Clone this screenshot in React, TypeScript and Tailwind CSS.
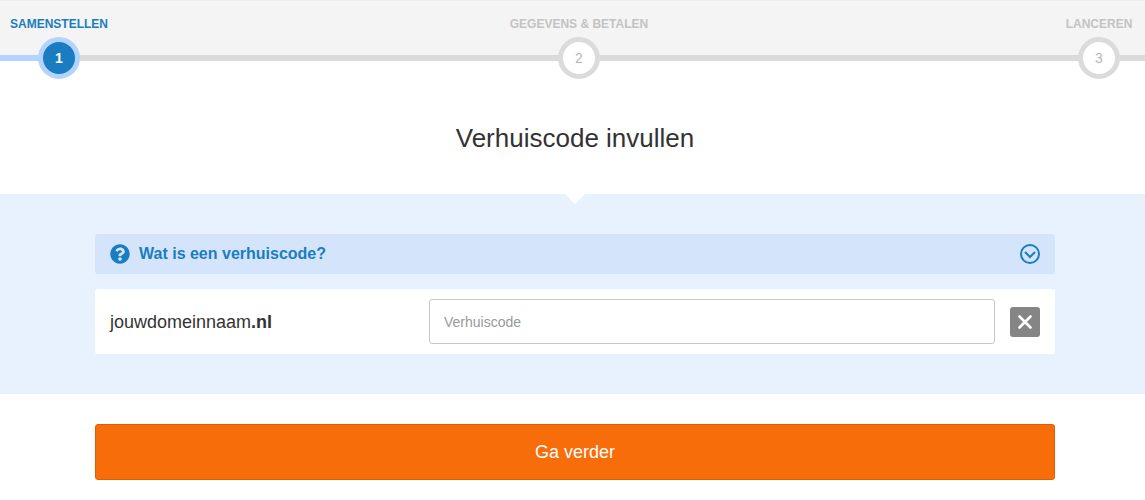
import React, { useState } from 'react';
import { FaQuestionCircle } from 'react-icons/fa';

interface Step {
  label: string;
  active?: boolean;
}

const steps: Step[] = [
  { label: 'SAMENSTELLEN', active: true },
  { label: 'GEGEVENS & BETALEN' },
  { label: 'LANCEREN' },
];

function StepItem({ step, number }: { step: Step; number: number }) {
  return (
    <li
      aria-current={step.active ? 'step' : undefined}
      className="relative w-23 flex flex-col items-center"
    >
      <span
        className={`text-xs font-bold whitespace-nowrap mb-[5px] ${
          step.active ? 'text-[#1a7dc1]' : 'text-[#c3c3c3]'
        }`}
      >
        {step.label}
      </span>
      <span
        className={`w-[42px] h-[42px] rounded-full border-5 flex items-center justify-center text-sm ${
          step.active
            ? 'bg-[#1a7dc1] border-[#b2d4ff] text-white font-bold'
            : 'bg-white border-[#dbdbdb] text-[#b8b8b8]'
        }`}
      >
        {number}
      </span>
    </li>
  );
}

function Stepper() {
  return (
    <nav className="relative bg-[#f4f4f4] border-t border-t-[#eeeeee] border-b-6 border-b-[#dbdbdb]">
      <div className="absolute left-0 -bottom-[6px] w-12 h-[6px] bg-[#b2d4ff]" />
      <ol className="flex justify-between pl-[13px] pt-[15px] -mb-6">
        {steps.map((step, i) => (
          <StepItem key={step.label} step={step} number={i + 1} />
        ))}
      </ol>
    </nav>
  );
}

export default function App() {
  const [code, setCode] = useState('');
  const [open, setOpen] = useState(false);

  return (
    <div className="bg-white text-[#333333] font-['Liberation_Sans',Arial,sans-serif]">
      <Stepper />

      <main>
        <h1 className="text-[26px] leading-8 text-center pl-[5px] pt-[61px] pb-10">
          Verhuiscode invullen
        </h1>

        <section className="relative bg-[#e8f2ff] pl-[5px] py-10">
          <div className="absolute inset-x-0 top-0 pl-[5px] flex justify-center">
            <svg width="20" height="10" viewBox="0 0 20 10" aria-hidden="true">
              <path d="M0 0h20L10 10z" fill="#fff" />
            </svg>
          </div>

          <div className="max-w-[960px] mx-auto flex flex-col gap-[15px]">
            <button
              type="button"
              aria-expanded={open}
              onClick={() => setOpen(!open)}
              className="w-full h-10 px-[15px] flex items-center rounded-[3px] bg-[#d4e4fb] text-[#1a7dc1] font-bold text-base"
            >
              <FaQuestionCircle size={20} />
              <span className="ml-[9px]">Wat is een verhuiscode?</span>
              <svg
                width="20"
                height="20"
                viewBox="0 0 20 20"
                fill="none"
                stroke="currentColor"
                strokeWidth="2"
                className={open ? 'ml-auto rotate-180' : 'ml-auto'}
                aria-hidden="true"
              >
                <circle cx="10" cy="10" r="9" />
                <path d="M5 8l5 5 5-5" />
              </svg>
            </button>

            <div className="flex items-center bg-white rounded-[3px] px-[15px] py-[10px]">
              <label htmlFor="code" className="w-[319px] text-lg">
                jouwdomeinnaam<b>.nl</b>
              </label>
              <input
                type="text"
                id="code"
                value={code}
                onChange={(e) => setCode(e.target.value)}
                placeholder="Verhuiscode"
                className="flex-1 min-w-0 h-[45px] px-[14px] text-sm bg-white border border-[#c8c8c8] rounded-[3px] placeholder-[#999999]"
              />
              <button
                type="button"
                aria-label="Verwijderen"
                onClick={() => setCode('')}
                className="ml-[15px] w-[30px] h-[30px] flex items-center justify-center rounded-[3px] bg-[#858585] text-white"
              >
                <svg
                  width="14"
                  height="14"
                  viewBox="0 0 14 14"
                  fill="none"
                  stroke="currentColor"
                  strokeWidth="2.6"
                  strokeLinecap="round"
                  aria-hidden="true"
                >
                  <path d="M1.5 1.5l11 11M12.5 1.5l-11 11" />
                </svg>
              </button>
            </div>
          </div>
        </section>

        <div className="pl-[5px] pt-[30px] pb-5">
          <div className="max-w-[960px] mx-auto">
            <button
              type="button"
              className="w-full h-14 rounded-[3px] bg-[#f76d0a] border border-[#dd5f00] text-white text-lg"
            >
              Ga verder
            </button>
          </div>
        </div>
      </main>
    </div>
  );
}
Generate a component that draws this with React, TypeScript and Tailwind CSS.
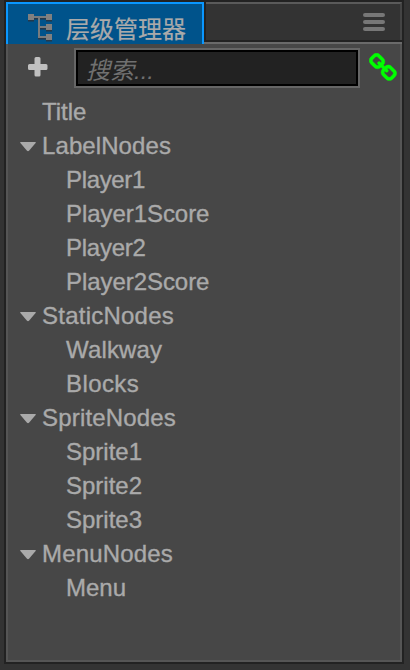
import React from "react";

type TreeNode = { name: string; tracking?: string; children?: TreeNode[] };

const nodes: TreeNode[] = [
  { name: "Title" },
  {
    name: "LabelNodes",
    tracking: "tracking-[0.09px]",
    children: [
      { name: "Player1", tracking: "tracking-[-0.35px]" },
      { name: "Player1Score", tracking: "tracking-[-0.06px]" },
      { name: "Player2", tracking: "tracking-[-0.25px]" },
      { name: "Player2Score", tracking: "tracking-[-0.06px]" },
    ],
  },
  {
    name: "StaticNodes",
    tracking: "tracking-[0.24px]",
    children: [{ name: "Walkway", tracking: "tracking-[0.15px]" }, { name: "Blocks", tracking: "tracking-[0.4px]" }],
  },
  {
    name: "SpriteNodes",
    tracking: "tracking-[0.18px]",
    children: [{ name: "Sprite1" }, { name: "Sprite2" }, { name: "Sprite3" }],
  },
  { name: "MenuNodes", tracking: "tracking-[0.18px]", children: [{ name: "Menu" }] },
];

function HierarchyIcon() {
  return (
    <svg className="block h-7 w-[26px] shrink-0" viewBox="0 0 26 28">
      <g fill="#25384a" transform="translate(0 1.5)">
        <path d="M0 0h6v6H0zM18 0h6v6h-6zM18 10h6v6h-6zM18 20h6v6h-6z" />
        <path d="M6 2h12v2h-6v8h6v2h-6v8h6v2h-8V4H6z" />
      </g>
      <path d="M0 0h6v6H0zM18 0h6v6h-6zM18 10h6v6h-6zM18 20h6v6h-6z" fill="#808080" />
      <path d="M6 2h12v2h-6v8h6v2h-6v8h6v2h-8V4H6z" fill="#777b7e" />
    </svg>
  );
}

function LinkIcon() {
  return (
    <svg className="block h-[30px] w-[30px] shrink-0" viewBox="0 0 1792 1792" fill="#00ff00" stroke="#00ff00" strokeWidth="30">
      <path d="M1456 1216q0-40-28-68l-208-208q-28-28-68-28-42 0-72 32 3 3 19 18.5t21.5 21.5 15 19 13 25.5 3.5 27.5q0 40-28 68t-68 28q-15 0-27.5-3.5t-25.5-13-19-15-21.5-21.5-18.5-19q-33 31-33 73 0 40 28 68l206 207q27 27 68 27 40 0 68-26l147-146q28-28 28-67zm-703-705q0-40-28-68l-206-207q-28-28-68-28-39 0-68 27l-147 146q-28 28-28 67 0 40 28 68l208 208q27 27 68 27 42 0 72-31-3-3-19-18.5t-21.5-21.5-15-19-13-25.5-3.5-27.5q0-40 28-68t68-28q15 0 27.5 3.5t25.5 13 19 15 21.5 21.5 18.5 19q33-31 33-73zm895 705q0 120-85 203l-147 146q-83 83-203 83-121 0-204-85l-206-207q-83-83-83-203 0-123 88-209l-88-88q-86 88-208 88-120 0-204-84l-208-208q-84-84-84-204t85-203l147-146q83-83 203-83 121 0 204 85l206 207q83 83 83 203 0 123-88 209l88 88q86-88 208-88 120 0 204 84l208 208q84 84 84 204z" />
    </svg>
  );
}

function Row({ node, depth }: { node: TreeNode; depth: number }) {
  return (
    <>
      <div className={depth > 0 ? "flex h-[34px] items-center pl-9" : "flex h-[34px] items-center pl-3"}>
        <div className="flex w-[22px] shrink-0 pt-px">
          {node.children && (
            <svg className="h-[10px] w-4" viewBox="0 0 16 10" fill="#aaaaaa">
              <path d="M.8 0h14.400q1.100 0 .4 1L9 8.700q-1 .9-2 0L.4 1Q-.3 0 .8 0z" />
            </svg>
          )}
        </div>
        <span className={`leading-[34px] whitespace-nowrap [-webkit-text-stroke:0.35px_#aaaaaa] ${node.tracking ?? ""}`}>
          {node.name}
        </span>
      </div>
      {node.children?.map((child) => (
        <Row key={child.name} node={child} depth={depth + 1} />
      ))}
    </>
  );
}

export default function App() {
  return (
    <div className="h-[670px] w-[410px] bg-[#333333] pr-1.5 pb-1.5 pl-1 font-['Liberation_Sans','Noto_Sans_CJK_SC',sans-serif] text-2xl text-[#aaaaaa]">
      <div className="flex h-[664px] flex-col border-2 border-[#222222]">
        <header className="flex h-[42px] shrink-0 bg-[#222222]">
          <div className="flex w-[198px] items-start border-2 border-b-0 border-[#0a97ff] bg-[#00538b] pt-[10px] pl-5">
            <HierarchyIcon />
            <span className="-mt-px ml-[12px] leading-[34px] whitespace-nowrap [-webkit-text-stroke:0.2px_#aaaaaa]">
              层级管理器
            </span>
          </div>
          <div className="flex flex-1 flex-col border-b-2 border-[#6a6a6a]">
            <div className="ml-0.5 flex h-[38px] justify-end border-t-2 border-r-2 border-t-[#5a5a5a] border-r-[#444444] bg-[#333333] pt-[9px] pr-[15px]">
              <div className="flex flex-col gap-[3px]">
                <i className="h-1 w-[22px] rounded-full bg-[#777777]" />
                <i className="h-1 w-[22px] rounded-full bg-[#777777]" />
                <i className="h-1 w-[22px] rounded-full bg-[#777777]" />
              </div>
            </div>
          </div>
        </header>
        <main className="flex-1 border-2 border-t-0 border-[#555555] bg-[#474747]">
          <div className="flex h-[51px] pt-1">
            <svg className="mt-[9px] ml-5 block h-5 w-5 shrink-0" viewBox="0 0 20 20" fill="#c0c0c0">
              <path d="M8 0h3q1.5 0 1.5 1.5V7H18q1.5 0 1.5 1.5v3Q19.500 13 18 13h-5.500v5.000Q12.500 19.500 11 19.500H8Q6.500 19.500 6.500 18v-5H1.500Q0 13 0 11.500v-3Q0 7 1.500 7h5V1.500Q6.500 0 8 0z" />
            </svg>
            <div className="ml-[26px] h-10 w-[286px] shrink-0 border-2 border-[#666666]">
              <input
                aria-label="搜索"
                placeholder="搜索..."
                className="block h-9 w-full border-2 border-black bg-[#222222] pt-1.5 pl-2 text-2xl italic outline-none placeholder:text-[#707070]"
              />
            </div>
            <div className="mt-[5px] ml-[9px]">
              <LinkIcon />
            </div>
          </div>
          {nodes.map((node) => (
            <Row key={node.name} node={node} depth={0} />
          ))}
        </main>
      </div>
    </div>
  );
}
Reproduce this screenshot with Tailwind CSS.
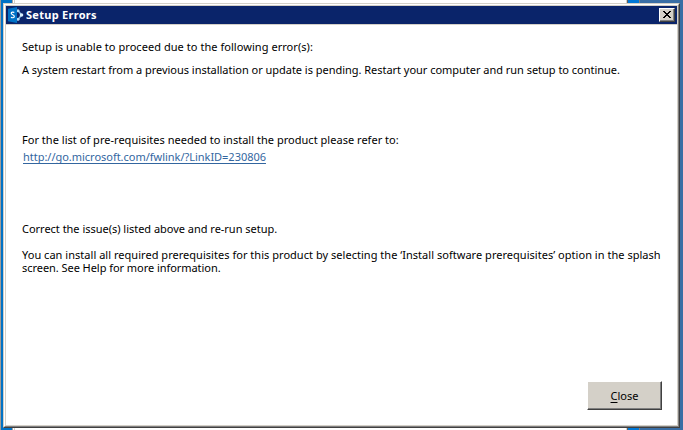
<!DOCTYPE html>
<html lang="en">
<head>
<meta charset="utf-8">
<title>Setup Errors</title>
<script src="https://cdn.jsdelivr.net/npm/@tailwindcss/browser@4"></script>
</head>
<body class="w-[683px] h-[430px] overflow-hidden bg-[#3a6ea5] font-['Noto_Sans',sans-serif] text-[11px] text-black">
<div class="relative w-[683px] h-[430px] overflow-hidden">
  <div class="flex h-full w-full">
    <div class="w-px bg-[#a09c98]"></div>
    <div class="w-[11px] bg-[#0072c6]"></div>
    <div class="w-px bg-[#a0a0a0]"></div>
    <div class="w-px bg-white"></div>
    <div class="w-px bg-[#d4d0c8]"></div>
    <div class="flex-1 bg-white"></div>
    <div class="w-px bg-[#d4d0c8]"></div>
    <div class="w-px bg-[#606060]"></div>
    <div class="w-[11px] bg-[#0078d7]"></div>
    <div class="w-px bg-[#808080]"></div>
    <div class="w-[43px] bg-[#3a6ea5]"></div>
  </div>
  <section class="absolute left-[3px] top-[3px] w-[677px] h-[425px] border border-t-[#d4d0c8] border-l-[#d4d0c8] border-r-[#404040] border-b-[#404040]">
    <div class="flex h-full flex-col border border-t-white border-l-white border-r-[#808080] border-b-[#808080]">
      <div class="flex flex-1 flex-col border border-[#d4d0c8] bg-white">
        <header class="flex h-[18px] items-center bg-[#0a246a] pl-[2px] pr-[2px] text-white">
          <svg class="h-4 w-4 shrink-0" viewBox="0 0 16 16">
            <path d="M10 3.500 13.500 8 10 12.500" fill="none" stroke="#8cc4ea" stroke-width="1.400"/>
            <circle cx="10" cy="3.700" r="1.500" fill="#b9def5"/><circle cx="13.500" cy="8" r="1.800" fill="#d8eefb"/><circle cx="10" cy="12.300" r="1.500" fill="#b9def5"/>
            <path d="M0 1.800 9 0v16L0 14.200z" fill="#0072c6"/>
            <path d="M6.300 5.500C5.500 4.800 3.200 4.800 3.200 6.300S6.300 7.900 6.300 9.500 4 11 3 10.200" fill="none" stroke="#fff" stroke-width="1.200"/>
          </svg>
          <h1 class="ml-[2px] flex-1 whitespace-nowrap font-bold tracking-[0.28px]">Setup Errors</h1>
          <button aria-label="Close" class="flex h-[14px] w-4 items-center justify-center border border-t-white border-l-white border-r-[#404040] border-b-[#404040] bg-[#d4d0c8] shadow-[inset_-1px_-1px_0_#808080]">
            <svg class="mr-px mb-px h-[7px] w-2" viewBox="0 0 8 7" shape-rendering="crispEdges" fill="#000"><path d="M0 0h2v1h1v1h2V1h1V0h2v1H7v1H6v1H5v1h1v1h1v1h1v1H6V6H5V5H3v1H2v1H0V6h1V5h1V4h1V3H2V2H1V1H0z"/></svg>
          </button>
        </header>
        <div class="h-px bg-[#d4d0c8]"></div>
        <main class="flex flex-1 flex-col pl-4 pr-[15px] leading-[13px] whitespace-nowrap">
          <p class="mt-[15px] tracking-[0.05px]">Setup is unable to proceed due to the following error(s):</p>
          <p class="mt-[10px] tracking-[-0.026px]">A system restart from a previous installation or update is pending. Restart your computer and run setup to continue.</p>
          <p class="mt-[57px] tracking-[0.026px]">For the list of pre-requisites needed to install the product please refer to:</p>
          <p class="mt-[4px] pl-px tracking-[-0.024px]"><a class="text-[#33669f] underline underline-offset-2 [text-decoration-skip-ink:none]">http://go.microsoft.com/fwlink/?LinkID=230806</a></p>
          <p class="mt-[59px] tracking-[-0.02px]">Correct the issue(s) listed above and re-run setup.</p>
          <p class="mt-[13px] tracking-[0.03px]">You can install all required prerequisites for this product by selecting the ‘Install software prerequisites’ option in the splash<br><span class="tracking-[-0.05px]">screen. See Help for more information.</span></p>
          <button class="mt-auto mb-[15px] h-[29px] w-[75px] self-end border border-t-white border-l-white border-r-[#404040] border-b-[#404040] bg-[#d4d0c8] shadow-[inset_-1px_-1px_0_#808080]"><span class="underline underline-offset-2">C</span>lose</button>
        </main>
      </div>
    </div>
  </section>
</div>
</body>
</html>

◆ Work required ◆
Exactly how many lines of the listing above contain the string "with"? Give no more than the number.

◆ Response ◆
2